I researched it, carefully, and the balance of student expectations seems to be shifting. As near as I can tell, there are more students in favor of faculty Facebook presence than against. But my consistent pet peeve is the way we treat students as a monolithic category. Anthropologists have no business making vast pronouncements about "students today". It is the sloppiest kind of scholarship, never to be tolerated in refereed journals but freely tossed about on the Internet. So, I expect some, like my daughter, will continue to find it lame while others will "friend me" enthusiastically. I admit to being thrilled to discover an old and dear friend from High School and to easily be able to stay in touch with former students. Being at a two year school means they are quickly lost to me (at least the successful ones) and I yearn for the sense of meaning in my life that comes from seeing them grow and succeed.

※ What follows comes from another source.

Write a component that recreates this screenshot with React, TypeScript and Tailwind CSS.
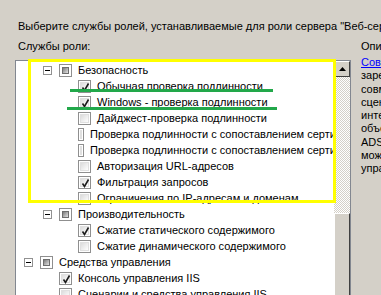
import React from "react";

type Row = { l: 0 | 1 | 2; t: string; parent?: boolean; c?: boolean };

const rows: Row[] = [
  { l: 1, t: "Безопасность", parent: true },
  { l: 2, t: "Обычная проверка подлинности", c: true },
  { l: 2, t: "Windows - проверка подлинности", c: true },
  { l: 2, t: "Дайджест-проверка подлинности" },
  { l: 2, t: "Проверка подлинности с сопоставлением сертификата клиента" },
  { l: 2, t: "Проверка подлинности с сопоставлением сертификата клиента IIS" },
  { l: 2, t: "Авторизация URL-адресов" },
  { l: 2, t: "Фильтрация запросов", c: true },
  { l: 2, t: "Ограничения по IP-адресам и доменам" },
  { l: 1, t: "Производительность", parent: true },
  { l: 2, t: "Сжатие статического содержимого", c: true },
  { l: 2, t: "Сжатие динамического содержимого" },
  { l: 0, t: "Средства управления", parent: true },
  { l: 1, t: "Консоль управления IIS", c: true },
  { l: 1, t: "Сценарии и средства управления IIS" },
];

const indent: Record<number, string> = {
  0: "pl-[8px]",
  1: "pl-[27px]",
  2: "pl-[46px]",
};

function Expander() {
  return (
    <div className="w-[9px] h-[9px] border border-[#919191] bg-white flex items-center justify-center">
      <div className="w-[5px] h-[1px] bg-black" />
    </div>
  );
}

function CheckBox({ checked }: { checked?: boolean }) {
  return (
    <div className="w-[13px] h-[13px] border border-[#8f8f8f] bg-white p-[1px]">
      <div className="w-full h-full border border-[#e0e0e0] bg-[linear-gradient(135deg,#dcdcdc,#ffffff)] relative">
        {checked && (
          <svg className="absolute -left-[2px] -top-[2px]" width="13" height="13" viewBox="0 0 13 13">
            <path d="M3.5 6.5 L5.5 9.5 L9.5 2.5" fill="none" stroke="#1c1c1c" strokeWidth="1.6" />
          </svg>
        )}
      </div>
    </div>
  );
}

function ParentBox() {
  return (
    <div className="w-[13px] h-[13px] border border-[#8f8f8f] bg-white p-[2px]">
      <div className="w-full h-full border border-[#6e6e6e] bg-[linear-gradient(135deg,#7a7a7a,#e4e4e4)]" />
    </div>
  );
}

const descLines = [
  "Совместная",
  "зарегистр",
  "совместно",
  "сценарии",
  "интерфейс",
  "объекты",
  "ADSI",
  "может",
  "управлять",
];

export default function App() {
  return (
    <div className="w-[381px] h-[295px] bg-[#d4d0c8] relative overflow-hidden font-['Liberation_Sans',Arial,sans-serif] text-[11px] text-black">
      <div className="pt-[18px] pl-[18px] leading-[16px] whitespace-nowrap">
        Выберите службы ролей, устанавливаемые для роли сервера "Веб-сервер (IIS)":
      </div>
      <div className="flex mt-[4px] pl-[15px]">
        <div className="flex flex-col w-[336px] shrink-0">
          <div className="pl-[3px] leading-[16px] h-[16px]">Службы роли:</div>
          <div className="mt-[6px] h-[240px] border border-[#828790] bg-white flex">
            <div className="flex-1 overflow-hidden pt-[1px]">
              {rows.map((r, i) => (
                <div key={i} className={`h-[16px] flex items-center whitespace-nowrap ${indent[r.l]}`}>
                  <div className="w-[16px] shrink-0 flex">{r.parent && <Expander />}</div>
                  {r.parent ? <ParentBox /> : <CheckBox checked={r.c} />}
                  <span className="ml-[6px] leading-[16px]">{r.t}</span>
                </div>
              ))}
            </div>
            <div className="w-[16px] shrink-0 flex flex-col bg-[repeating-conic-gradient(#d4d0c8_0%_25%,#ffffff_0%_50%)] bg-[length:2px_2px]">
              <div className="h-[16px] bg-[#d4d0c8] border-t border-l border-white border-r border-b border-r-[#404040] border-b-[#404040] flex items-center justify-center">
                <svg width="7" height="4" viewBox="0 0 7 4">
                  <path d="M3.5 0 L7 4 L0 4 Z" fill="#000" />
                </svg>
              </div>
              <div className="h-[136px]" />
              <div className="flex-1 bg-[#d4d0c8] border-t border-l border-white border-r border-r-[#404040]" />
            </div>
          </div>
        </div>
        <div className="ml-[10px] flex flex-col whitespace-nowrap">
          <div className="leading-[16px] h-[16px]">Описание:</div>
          <div className="mt-[2px] leading-[13.25px] pt-[0px]">
            <div className="text-[#0000ff] underline">{descLines[0]}</div>
            {descLines.slice(1).map((d, i) => (
              <div key={i}>{d}</div>
            ))}
          </div>
        </div>
      </div>
      <div className="absolute left-[28px] top-[59px] w-[308px] h-[144px] border-[3px] border-[#ffff00]" />
      <div className="absolute left-[70px] top-[89px] w-[203px] h-[3px] bg-[#22a84a]" />
      <div className="absolute left-[67px] top-[107px] w-[210px] h-[3px] bg-[#22a84a]" />
    </div>
  );
}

And, so, I have jumped aboard the Facebook train and begun the process of accessorization. Its a train ride in the sense that I am forced to go forward by the template through tunnels and mountain passes and, yet, I can rock the bling all I want. I am a fan of Karl Marx, Meyer Fortes, Evans-Pritchard, Emile Durkhem, Melville Herskovits (Go, you, NU), Rudolph the Red-Nosed Reindeer and Buc-ees--home of the largest collection of beaver jokes, dried dead animals, and clean restrooms in the Lone Star State. It was Archeology (without the "a") that taught me that through process comes meaning, so, I have joined the Lewis Binford group. And in a nod to the beautiful mountains that were the home to my anthropological rite of passage, that overwhelmingly, embarrassingly arrogant "thing" we call fieldwork, I have joined the travellers to Morogoro group. I am made anew, born again, defined and redefined through point and click. My fingers are tired.

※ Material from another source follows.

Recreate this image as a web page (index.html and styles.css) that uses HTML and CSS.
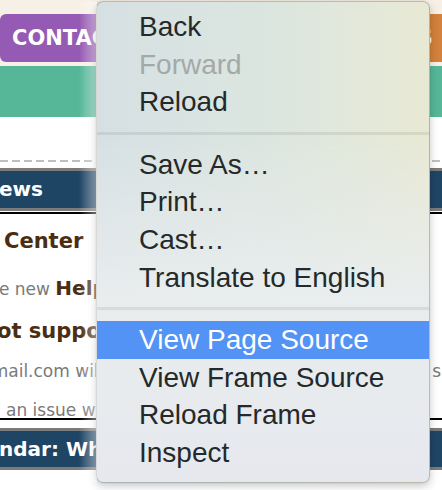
FILE: index.html
```html
<!DOCTYPE html>
<html lang="en">
<head>
<meta charset="utf-8">
<title>Context menu</title>
<link rel="stylesheet" href="styles.css">
</head>
<body>
<div class="page">
  <header class="top">
    <nav class="nav">
      <a class="btn btn-purple" href="#">CONTACT US</a>
      <a class="btn btn-orange" href="#">EVENTS</a>
    </nav>
  </header>
  <div class="band"></div>
  <div class="gap"></div>
  <div class="dash"></div>
  <h2 class="bar bar-news">News</h2>
  <div class="box">
    <p class="line l1"><b class="strong">Center</b></p>
    <p class="line l2"><span class="muted">the new </span><b class="strong">Help Center</b></p>
    <p class="line l3"><b class="strong">not supported</b></p>
    <p class="line l4"><span class="muted">gmail.com will</span><span class="muted tail">s</span></p>
    <p class="line l5"><span class="muted">an issue with</span></p>
  </div>
  <h2 class="bar bar-cal">Calendar: What's On</h2>
</div>

<div class="menu">
  <div class="item">Back</div>
  <div class="item off">Forward</div>
  <div class="item">Reload</div>
  <div class="sep"></div>
  <div class="item">Save As…</div>
  <div class="item">Print…</div>
  <div class="item">Cast…</div>
  <div class="item">Translate to English</div>
  <div class="sep"></div>
  <div class="item on">View Page Source</div>
  <div class="item">View Frame Source</div>
  <div class="item">Reload Frame</div>
  <div class="item">Inspect</div>
</div>
</body>
</html>
```

FILE: styles.css
```css
html, body {
  margin: 0;
  padding: 0;
}
body {
  width: 442px;
  height: 490px;
  overflow: hidden;
  position: relative;
  background: #ffffff;
  font-family: "DejaVu Sans", Verdana, sans-serif;
}

.page {
  width: 442px;
}

/* top nav */
.top {
  background: #f7f0e6;
  height: 66px;
  padding-top: 14px;
  box-sizing: border-box;
}
.nav {
  display: flex;
  justify-content: space-between;
  height: 48px;
}
.btn {
  color: #ffffff;
  font-weight: bold;
  font-size: 21px;
  line-height: 48px;
  text-decoration: none;
  white-space: nowrap;
  border-radius: 6px;
}
.btn-purple {
  background: #955ab3;
  padding: 0 20px 0 12px;
}
.btn-orange {
  background: #d3813b;
  padding: 0 19px 0 16px;
  margin-right: -10px;
}

.band {
  background: #56b798;
  height: 51px;
}
.gap {
  height: 43px;
}
.dash {
  height: 2px;
  background: repeating-linear-gradient(90deg, #bfbfbf 0 8px, transparent 8px 12px);
}

/* section bars */
.bar {
  margin: 0;
  background: #1f4565;
  border-top: 3px solid #7b7b7b;
  border-bottom: 3px solid #7b7b7b;
  color: #ffffff;
  font-size: 20px;
  font-weight: bold;
  white-space: nowrap;
  overflow: hidden;
}
.bar-news {
  margin-top: 6px;
  margin-bottom: 1px;
  height: 37px;
  line-height: 37px;
  text-indent: -17.7px;
}
.bar-cal {
  margin-top: 8px;
  height: 36px;
  line-height: 36px;
  text-indent: -49.6px;
}

/* content box */
.box {
  border-top: 2px solid #000000;
  border-bottom: 2px solid #000000;
  height: 208px;
  box-sizing: border-box;
  padding-top: 16px;
}
.line {
  margin: 0;
  white-space: nowrap;
  line-height: 22px;
}
.strong {
  color: #4b2d12;
  font-weight: bold;
}
.muted {
  color: #7a7a7a;
  font-weight: normal;
}
.l1 {
  font-size: 21px;
  padding-left: 4px;
}
.l2 {
  margin-top: 25px;
  font-size: 20px;
  text-indent: -18.5px;
}
.l2 .muted {
  font-size: 17px;
  line-height: 1;
}
.l3 {
  margin-top: 21px;
  font-size: 21px;
  text-indent: -18px;
}
.l4 {
  margin-top: 18px;
  font-size: 17px;
  display: flex;
  justify-content: space-between;
}
.l4 .muted:first-child {
  margin-left: -19.1px;
}
.l4 .tail {
  padding-right: 1px;
}
.l5 {
  margin-top: 17px;
  font-size: 17px;
  padding-left: 6px;
}

/* context menu */
.menu {
  position: absolute;
  left: 96px;
  top: 1px;
  width: 334px;
  box-sizing: border-box;
  border: 1px solid rgba(0, 0, 0, 0.2);
  border-radius: 7px;
  padding: 6px 0 10px;
  font-family: "Liberation Sans", Arial, sans-serif;
  font-size: 28px;
  color: #24292a;
  background:
    linear-gradient(180deg, rgba(232, 236, 238, 0) 0%, rgba(232, 236, 238, 0) 28%, rgba(233, 237, 238, 1) 62%, #e6e8ee 100%),
    linear-gradient(90deg, #d6e0e4 0%, #dce6df 55%, #e8e9d4 100%);
  box-shadow: 0 3px 9px rgba(0, 0, 0, 0.22), -1px 0 2px rgba(0, 0, 0, 0.08);
}
.menu::before {
  content: "";
  position: absolute;
  top: 0;
  bottom: 0;
  right: 100%;
  width: 18px;
  background: linear-gradient(90deg, rgba(255, 255, 255, 0), rgba(255, 255, 255, 0.45));
}
.item {
  height: 37.7px;
  line-height: 37.7px;
  padding-left: 42px;
  white-space: nowrap;
}
.item.off {
  color: #a3a9a7;
}
.item.on {
  background: #5293f5;
  color: #ffffff;
}
.sep {
  height: 3px;
  margin: 10.5px 0 11px;
  background: rgba(0, 0, 0, 0.075);
}
```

And I am contemplating the meaning of participation; what we faculty often pose as "you don't get credit for showing up". Because, I think, more and more students do. And I think this is more and more evident in Web 2.0 worlds and in classes where students (of all levels of accessorization, those with flair and those without) are Distantly Learning. I have an online student who has been emailing back and forth and back and forth about her grade. We submitted final grades on Monday and she did not like hers. Seems she has had hours and hours of Distance Learning courses, earning all As and Bs. She is frustrated by her C. Embarrassed to submit it to her employer for reimbursement and, personally, frustrated with me for not recognizing her well-travelled existence, she has fought valiantly and politely with me through two weeks of emails.

I have gleaned this from our correspondence: she has been through course after course where she had been given credit for participation. And she participates. She has, actually, shocked the bejeesus out of me with her level of participation. She has posted everywhere--responding to every single Discussion Board posting of other students, giving shout-out on top of shout-out. And she has worn me out, correcting and re-directing her. Because she just doesn't "get" anthropology. Born in Scandinavia and living in Latin America, she has travelled extensively. She posted pictures of the Sami, pontificated on Susto, and cheerfully contributed in her final post (long past the whole cultural relativism discussion) that the Maasai depicted in a Tanzanian hip hop video (the video that was posted here for Blog Action Day) had barbaric (her word) cultural practices.

She was like a run away toddler, I couldn't catch. In a face-to-face class, I would have shut her down in the first week. Cut her off, moved away from her, avoided eye contact; suggested disapproval of her conclusions in strong and monkey brain-stem ways. Online, I could only chase after her hours after she ran into the street. I, actually, started worrying about the cars that might hit her. She was so BIG, posting so much--the Stay-Puft Marshmallow man, lurching like a toddler but deadly sticky. Would other students read her conclusion, pontifications, and pronouncements and get the wrong impression, learn the wrong thing, be impressed by all the travel bling, the bits of Sami flair? They couldn't know that her quiz average grade was a D. She didn't even "know" this.

Participation-A; Content Mastery-D. I am glad it was a C, so I don't have to "face" her another semester. She wore me out.

You can find, point, and click; fan this, friend that, post, upload, interact but if you are only a vacation traveller, a tourist on the Net, shallow is what you will remain. We still need to look for the deep immersion in content: for the process is not the learning of technology, it is the learning.

And in the great (narcissistic) minds think alike category, you must check out this blog post on "students today" and Teen Narcissism by Mark Bauerlein at the Chronicle of Higher Education for the psychological underpinnings of the Stay-Puft Marshmallow student. But then, that is only my opinion, perhaps yours is better, cause after all its yours. Just don't ask me for extra points for having it because it might be WRONG, idiot. (Sorry, the pent-up hostility escaped again.)

1 comment:

Anonymous said...

o man...i had that exact same student in my tutorial last term...interested in the topic, opinionated, participating...and totally wrong. So hard to deal with!